High social security commitments are topped by the heavy load to finance a mini-cold war with Turkey. Greek military spending added up to €8.7 bn between 1997 and 2003, and had been increasing until 2009. Currently it accounts for 2.8 pct of the GDP, a figure well over the NATO average (1.7 pct). Only the United States spends more on guns and warships in realtive terms. Still, a crisis is a crisis: in its Canossa-march towards budgetary health, the Greek government has generously cut military spanding by around 6.6 pct a year on, outlining a military budget spending ’only’ €6.6 bn in 2010.

Greece is an example of a country that fails due to festering structural problems despite its steady economic growth and its Eurozone membership.
Greece’s annual growth rate (4.2 pct) between 2000 and 2007 helped to offset the bounces in indebtedness of the public and the private sectors. Robust economic growth was completed by the country’s Eurozone-membership securing access to cheaper credit until 2008 (see chart and deatiled analysis here).




However, as a Eurozone coutry can not resort to currency-devaluation to improve its competitiveness and its balance of payments, Greek exports were largely exeeded by imports (the gap tripled within seven years to near 3 pct). High growth and consumption went along with inflation 1.2-1.5 pct higher then Eurozone’s 2.2 pct average, leading to low (or even negative) real interest rates, making loans cheaper to households and private ventures. The respective indebtedness of these segments climbed to 46 and 49 pct of GDP by 2007. As a result, Greece, in the last eight years has borrowed up to 10 pct of its GDP from capital markets every year. When the crisis set in, loans went scarce and the EU was set to see what may happen to a currency area without close economic governance.
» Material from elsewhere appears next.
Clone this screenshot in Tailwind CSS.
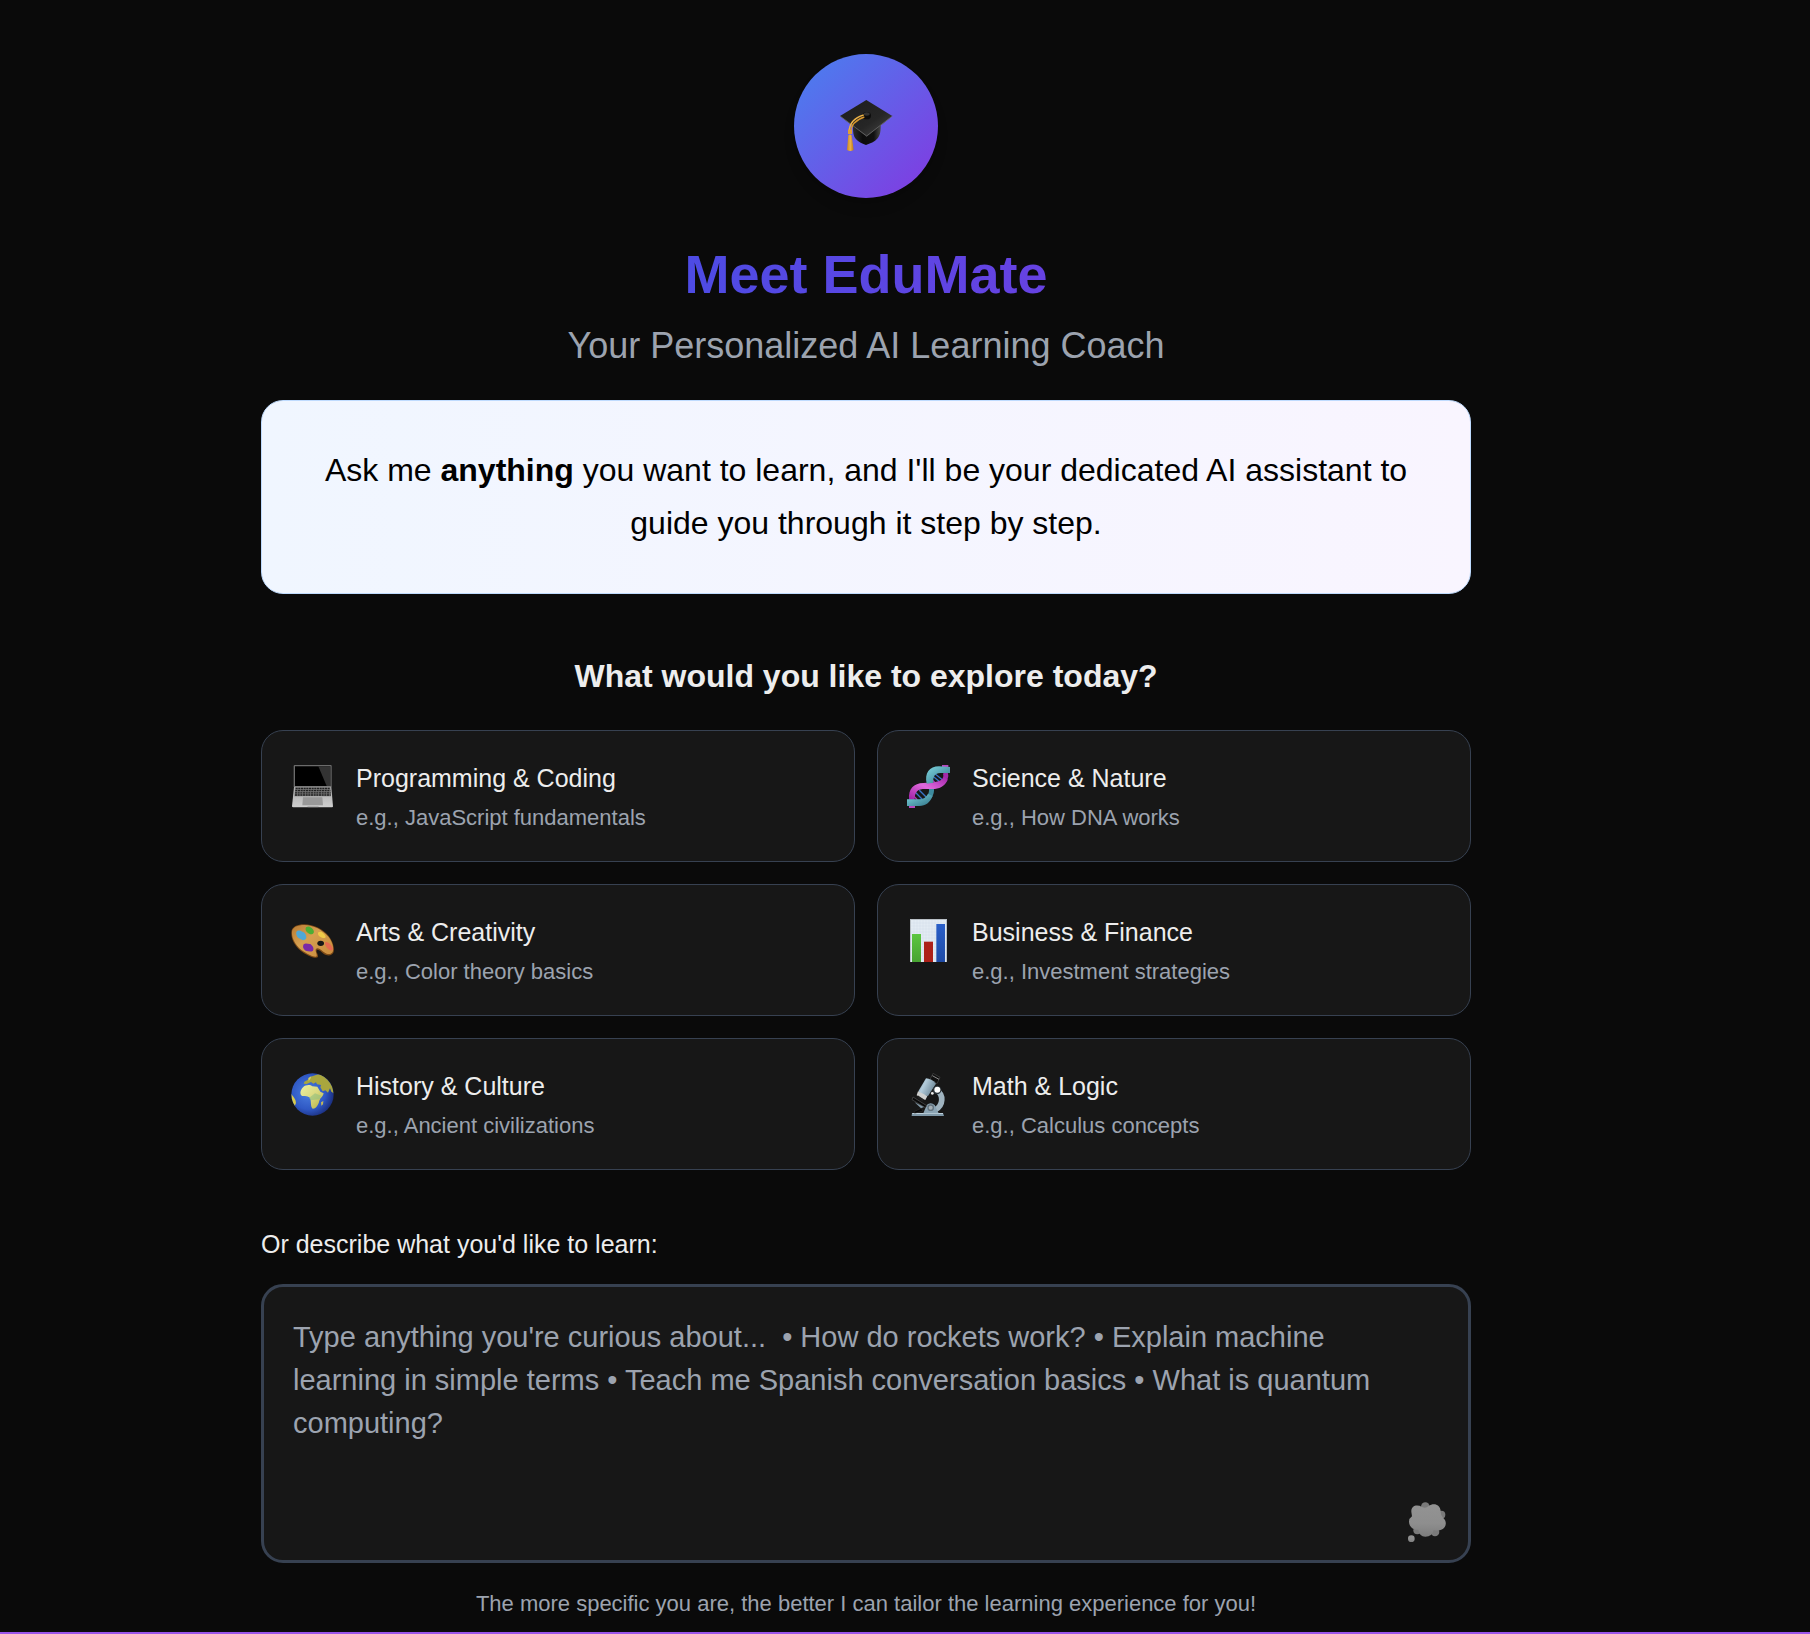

In a wider context, the Greek issue boils down to the old question of the Eurozone of how to coordinate 16 or more budgetary policies in a way that everyone prospers. Assimetrical shocks (currency areas’ biggest enemies) can only be averted if member states don’t (and can’t) hide their hazardous fiscal policies behind the common European varnish. In the latter case Greek politicians may also be relieved: ’speculators’ will temper their greed when lending to a boringly sound Greek economy.